[Input for this task start]

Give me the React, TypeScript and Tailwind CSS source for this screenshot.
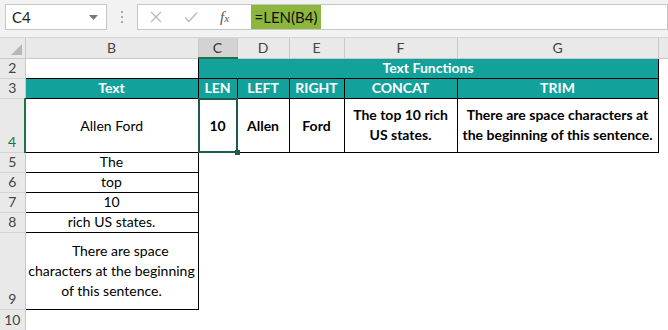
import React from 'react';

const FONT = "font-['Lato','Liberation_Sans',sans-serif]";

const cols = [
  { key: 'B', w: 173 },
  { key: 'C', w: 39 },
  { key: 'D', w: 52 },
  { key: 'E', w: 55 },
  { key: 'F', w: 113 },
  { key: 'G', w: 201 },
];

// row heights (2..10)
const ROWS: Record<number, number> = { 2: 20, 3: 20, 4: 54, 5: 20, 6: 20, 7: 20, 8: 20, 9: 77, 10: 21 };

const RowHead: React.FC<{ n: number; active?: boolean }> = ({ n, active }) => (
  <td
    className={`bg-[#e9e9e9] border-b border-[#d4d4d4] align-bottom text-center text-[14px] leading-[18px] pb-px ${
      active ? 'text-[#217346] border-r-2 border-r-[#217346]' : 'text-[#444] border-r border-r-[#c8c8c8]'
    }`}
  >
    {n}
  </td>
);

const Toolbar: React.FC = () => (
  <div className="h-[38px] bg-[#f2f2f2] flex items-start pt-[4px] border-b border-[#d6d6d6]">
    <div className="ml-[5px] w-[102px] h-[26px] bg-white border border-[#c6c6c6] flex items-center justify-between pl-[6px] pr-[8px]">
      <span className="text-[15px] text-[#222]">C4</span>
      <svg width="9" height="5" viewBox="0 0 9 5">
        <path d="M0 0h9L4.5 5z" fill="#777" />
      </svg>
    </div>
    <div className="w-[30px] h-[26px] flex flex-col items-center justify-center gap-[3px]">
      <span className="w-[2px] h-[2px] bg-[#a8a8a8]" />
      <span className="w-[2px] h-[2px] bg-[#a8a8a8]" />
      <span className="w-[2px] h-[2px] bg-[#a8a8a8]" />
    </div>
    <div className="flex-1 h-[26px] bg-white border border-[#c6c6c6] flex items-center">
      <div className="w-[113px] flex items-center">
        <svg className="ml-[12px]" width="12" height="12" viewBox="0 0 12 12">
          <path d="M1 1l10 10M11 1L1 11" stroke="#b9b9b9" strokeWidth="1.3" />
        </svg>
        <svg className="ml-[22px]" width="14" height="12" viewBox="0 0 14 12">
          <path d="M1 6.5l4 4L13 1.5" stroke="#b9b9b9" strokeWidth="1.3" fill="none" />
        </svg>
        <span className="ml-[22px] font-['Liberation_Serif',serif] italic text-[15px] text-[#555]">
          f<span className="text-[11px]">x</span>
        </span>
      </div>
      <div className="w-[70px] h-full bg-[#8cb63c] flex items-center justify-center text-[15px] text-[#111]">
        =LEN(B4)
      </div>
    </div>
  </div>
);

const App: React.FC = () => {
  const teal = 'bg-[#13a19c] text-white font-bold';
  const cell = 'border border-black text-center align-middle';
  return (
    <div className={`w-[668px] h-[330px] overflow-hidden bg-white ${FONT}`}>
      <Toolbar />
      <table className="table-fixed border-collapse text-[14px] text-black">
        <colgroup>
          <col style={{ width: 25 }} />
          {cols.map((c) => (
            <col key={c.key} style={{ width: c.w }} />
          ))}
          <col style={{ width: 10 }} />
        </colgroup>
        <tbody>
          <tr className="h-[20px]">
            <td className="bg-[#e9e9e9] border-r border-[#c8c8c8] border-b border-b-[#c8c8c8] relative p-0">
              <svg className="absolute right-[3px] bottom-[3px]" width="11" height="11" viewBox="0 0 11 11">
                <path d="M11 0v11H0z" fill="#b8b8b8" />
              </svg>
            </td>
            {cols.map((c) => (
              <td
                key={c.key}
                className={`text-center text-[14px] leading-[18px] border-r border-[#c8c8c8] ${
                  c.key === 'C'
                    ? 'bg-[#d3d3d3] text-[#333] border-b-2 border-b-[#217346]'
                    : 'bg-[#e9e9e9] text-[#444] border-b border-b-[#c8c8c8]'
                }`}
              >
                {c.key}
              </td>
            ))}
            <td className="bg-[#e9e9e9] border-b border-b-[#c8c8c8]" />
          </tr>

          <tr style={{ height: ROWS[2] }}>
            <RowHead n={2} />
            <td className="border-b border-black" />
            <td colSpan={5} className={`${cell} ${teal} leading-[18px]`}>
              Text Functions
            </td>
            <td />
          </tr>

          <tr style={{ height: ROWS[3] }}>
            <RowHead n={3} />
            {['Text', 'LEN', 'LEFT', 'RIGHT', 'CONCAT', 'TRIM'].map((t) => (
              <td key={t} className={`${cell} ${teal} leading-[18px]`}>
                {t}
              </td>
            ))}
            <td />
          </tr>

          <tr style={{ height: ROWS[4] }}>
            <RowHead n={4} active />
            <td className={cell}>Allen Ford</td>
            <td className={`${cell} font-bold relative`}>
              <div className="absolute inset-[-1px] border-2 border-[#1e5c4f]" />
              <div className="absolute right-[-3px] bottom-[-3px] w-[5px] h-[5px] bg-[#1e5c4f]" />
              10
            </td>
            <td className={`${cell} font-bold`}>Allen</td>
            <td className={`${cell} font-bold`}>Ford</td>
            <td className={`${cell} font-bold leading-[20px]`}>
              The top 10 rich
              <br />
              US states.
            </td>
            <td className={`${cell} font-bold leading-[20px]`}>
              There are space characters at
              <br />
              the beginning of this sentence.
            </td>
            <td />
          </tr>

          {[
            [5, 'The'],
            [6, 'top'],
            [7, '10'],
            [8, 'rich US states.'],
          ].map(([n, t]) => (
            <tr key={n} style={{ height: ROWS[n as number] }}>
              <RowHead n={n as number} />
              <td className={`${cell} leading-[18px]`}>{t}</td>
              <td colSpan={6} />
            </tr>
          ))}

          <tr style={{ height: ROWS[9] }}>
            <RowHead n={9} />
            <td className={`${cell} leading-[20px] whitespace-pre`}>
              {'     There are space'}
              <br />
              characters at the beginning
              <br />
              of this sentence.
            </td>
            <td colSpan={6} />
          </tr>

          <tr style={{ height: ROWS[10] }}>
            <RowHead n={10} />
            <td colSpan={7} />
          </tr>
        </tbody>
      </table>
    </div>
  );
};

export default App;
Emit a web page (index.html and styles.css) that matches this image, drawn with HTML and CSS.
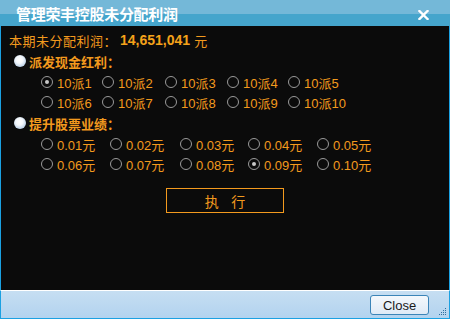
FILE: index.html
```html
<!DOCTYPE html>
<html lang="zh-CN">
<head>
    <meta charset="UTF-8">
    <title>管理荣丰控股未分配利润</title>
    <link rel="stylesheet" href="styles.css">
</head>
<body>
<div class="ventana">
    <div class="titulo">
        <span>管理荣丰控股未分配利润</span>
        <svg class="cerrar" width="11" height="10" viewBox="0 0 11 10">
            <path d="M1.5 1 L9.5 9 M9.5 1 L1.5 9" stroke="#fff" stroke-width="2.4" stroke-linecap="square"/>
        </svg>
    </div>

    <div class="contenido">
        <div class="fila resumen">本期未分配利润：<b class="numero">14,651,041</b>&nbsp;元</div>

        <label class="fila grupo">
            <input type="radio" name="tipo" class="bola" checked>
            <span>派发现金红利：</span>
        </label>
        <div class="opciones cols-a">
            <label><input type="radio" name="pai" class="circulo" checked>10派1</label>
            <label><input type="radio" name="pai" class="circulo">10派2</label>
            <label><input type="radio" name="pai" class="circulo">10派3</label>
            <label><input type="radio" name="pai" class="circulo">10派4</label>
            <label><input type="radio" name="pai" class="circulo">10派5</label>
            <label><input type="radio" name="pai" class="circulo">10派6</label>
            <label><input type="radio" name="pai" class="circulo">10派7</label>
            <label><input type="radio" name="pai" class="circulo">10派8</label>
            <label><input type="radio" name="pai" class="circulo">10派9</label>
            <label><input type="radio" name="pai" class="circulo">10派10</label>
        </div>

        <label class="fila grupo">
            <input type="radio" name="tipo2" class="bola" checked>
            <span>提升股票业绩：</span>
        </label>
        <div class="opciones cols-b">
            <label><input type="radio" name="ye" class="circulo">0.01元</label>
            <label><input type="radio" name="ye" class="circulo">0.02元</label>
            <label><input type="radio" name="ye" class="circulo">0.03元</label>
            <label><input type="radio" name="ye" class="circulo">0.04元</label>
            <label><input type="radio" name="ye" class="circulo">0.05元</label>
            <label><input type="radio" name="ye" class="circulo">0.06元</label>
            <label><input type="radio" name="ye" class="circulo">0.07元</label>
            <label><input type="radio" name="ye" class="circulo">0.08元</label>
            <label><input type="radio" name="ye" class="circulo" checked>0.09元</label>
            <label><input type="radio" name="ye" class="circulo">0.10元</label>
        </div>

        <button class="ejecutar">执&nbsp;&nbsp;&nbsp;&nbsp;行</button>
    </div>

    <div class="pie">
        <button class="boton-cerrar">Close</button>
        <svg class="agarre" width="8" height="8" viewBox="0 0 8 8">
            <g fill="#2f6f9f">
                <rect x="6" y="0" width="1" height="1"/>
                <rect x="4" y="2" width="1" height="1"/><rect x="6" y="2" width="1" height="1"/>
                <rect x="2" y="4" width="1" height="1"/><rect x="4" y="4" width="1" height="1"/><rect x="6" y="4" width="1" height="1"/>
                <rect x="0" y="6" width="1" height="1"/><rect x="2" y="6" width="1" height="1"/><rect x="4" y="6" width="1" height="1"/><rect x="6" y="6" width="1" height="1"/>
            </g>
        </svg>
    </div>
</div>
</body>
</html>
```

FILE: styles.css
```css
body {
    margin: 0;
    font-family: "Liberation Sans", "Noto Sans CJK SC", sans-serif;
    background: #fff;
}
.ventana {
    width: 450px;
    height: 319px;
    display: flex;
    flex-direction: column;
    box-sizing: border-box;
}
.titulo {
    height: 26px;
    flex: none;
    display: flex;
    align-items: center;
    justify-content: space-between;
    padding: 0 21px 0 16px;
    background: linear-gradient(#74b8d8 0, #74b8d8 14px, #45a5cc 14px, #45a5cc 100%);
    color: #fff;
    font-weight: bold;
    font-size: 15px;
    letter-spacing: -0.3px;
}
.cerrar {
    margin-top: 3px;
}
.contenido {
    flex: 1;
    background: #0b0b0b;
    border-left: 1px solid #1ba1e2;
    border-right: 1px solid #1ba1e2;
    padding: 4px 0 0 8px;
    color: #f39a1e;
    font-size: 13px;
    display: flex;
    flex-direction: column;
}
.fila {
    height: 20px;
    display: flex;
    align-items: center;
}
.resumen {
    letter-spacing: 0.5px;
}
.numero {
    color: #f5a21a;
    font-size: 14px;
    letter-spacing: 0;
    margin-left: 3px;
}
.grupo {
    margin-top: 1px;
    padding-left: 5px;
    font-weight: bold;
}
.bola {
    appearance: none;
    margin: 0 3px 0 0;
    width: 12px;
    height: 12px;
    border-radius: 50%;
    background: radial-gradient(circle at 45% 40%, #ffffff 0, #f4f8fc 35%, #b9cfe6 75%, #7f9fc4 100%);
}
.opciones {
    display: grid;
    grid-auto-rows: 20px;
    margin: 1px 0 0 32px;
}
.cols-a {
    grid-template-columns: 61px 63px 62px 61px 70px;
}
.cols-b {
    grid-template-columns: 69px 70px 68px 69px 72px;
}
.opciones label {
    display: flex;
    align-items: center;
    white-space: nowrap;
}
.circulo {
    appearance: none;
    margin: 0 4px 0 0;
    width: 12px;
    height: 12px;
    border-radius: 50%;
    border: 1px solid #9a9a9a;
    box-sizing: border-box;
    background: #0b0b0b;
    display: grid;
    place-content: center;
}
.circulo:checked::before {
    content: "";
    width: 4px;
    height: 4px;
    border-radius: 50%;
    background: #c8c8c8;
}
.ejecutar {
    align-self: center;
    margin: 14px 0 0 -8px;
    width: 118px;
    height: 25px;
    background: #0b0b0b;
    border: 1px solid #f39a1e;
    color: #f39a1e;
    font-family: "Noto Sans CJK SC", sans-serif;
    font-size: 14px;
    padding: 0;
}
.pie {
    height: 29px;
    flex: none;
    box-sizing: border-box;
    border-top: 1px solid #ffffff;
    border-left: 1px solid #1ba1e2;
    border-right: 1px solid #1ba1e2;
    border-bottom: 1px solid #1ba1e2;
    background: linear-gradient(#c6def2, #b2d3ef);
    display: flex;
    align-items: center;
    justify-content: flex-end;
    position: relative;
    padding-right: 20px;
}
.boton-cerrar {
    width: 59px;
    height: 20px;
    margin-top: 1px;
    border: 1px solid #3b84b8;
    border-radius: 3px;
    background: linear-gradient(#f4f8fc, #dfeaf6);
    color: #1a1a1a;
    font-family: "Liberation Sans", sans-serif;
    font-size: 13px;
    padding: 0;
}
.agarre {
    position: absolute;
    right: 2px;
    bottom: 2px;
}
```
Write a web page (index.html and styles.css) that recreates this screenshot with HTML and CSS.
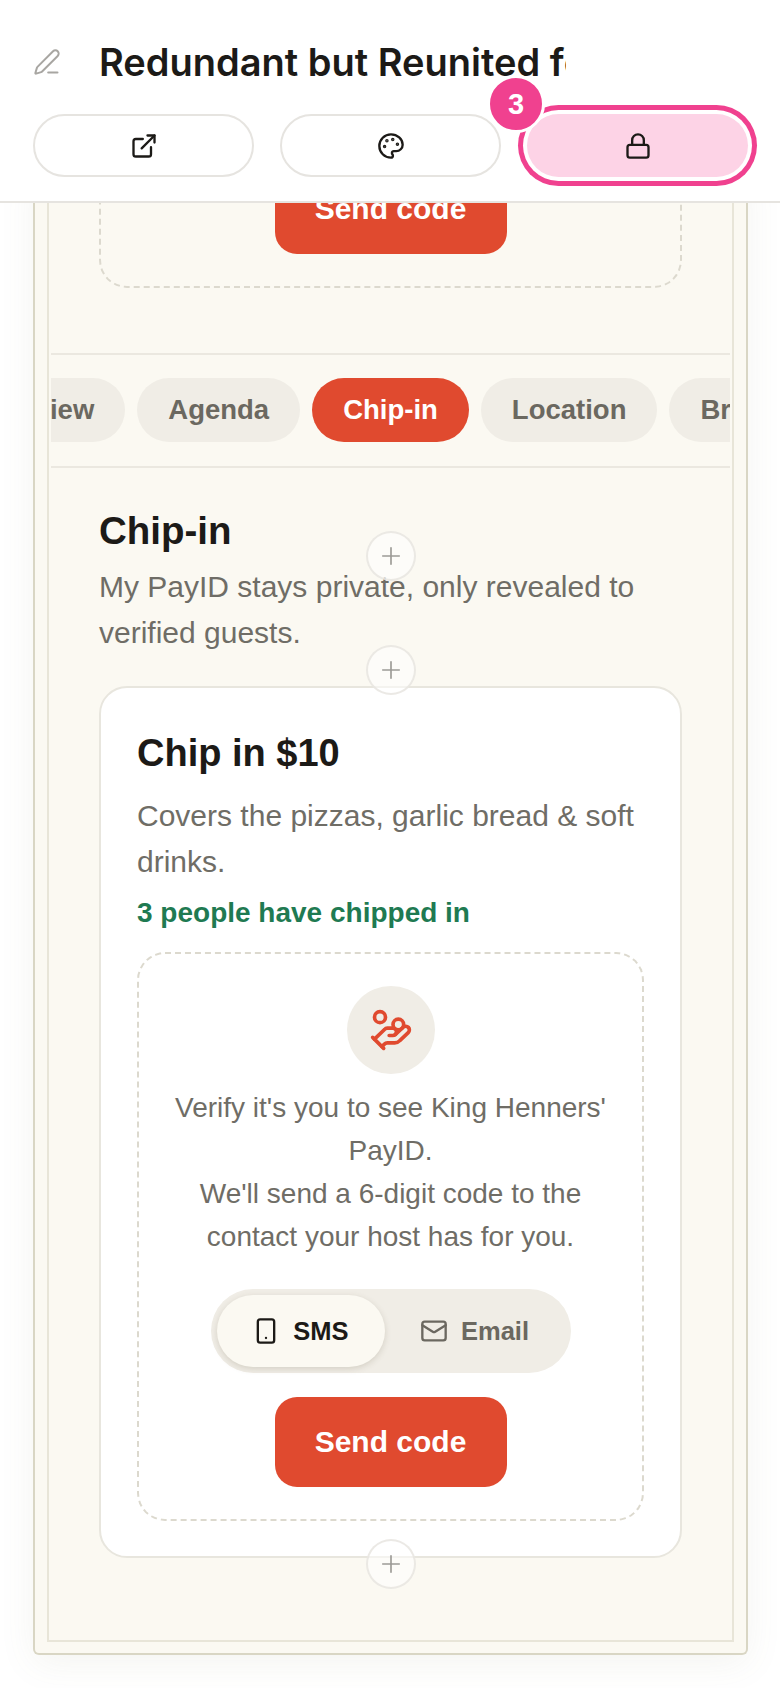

[Input for this task end]

• [What the task requires]: Show, from the listing above, each line that contains the word "React".

• [Solution to this task]:
Give me the React, TypeScript and Tailwind CSS source for this screenshot.
import React from 'react';
const RowHead: React.FC<{ n: number; active?: boolean }> = ({ n, active }) => (
const Toolbar: React.FC = () => (
const App: React.FC = () => {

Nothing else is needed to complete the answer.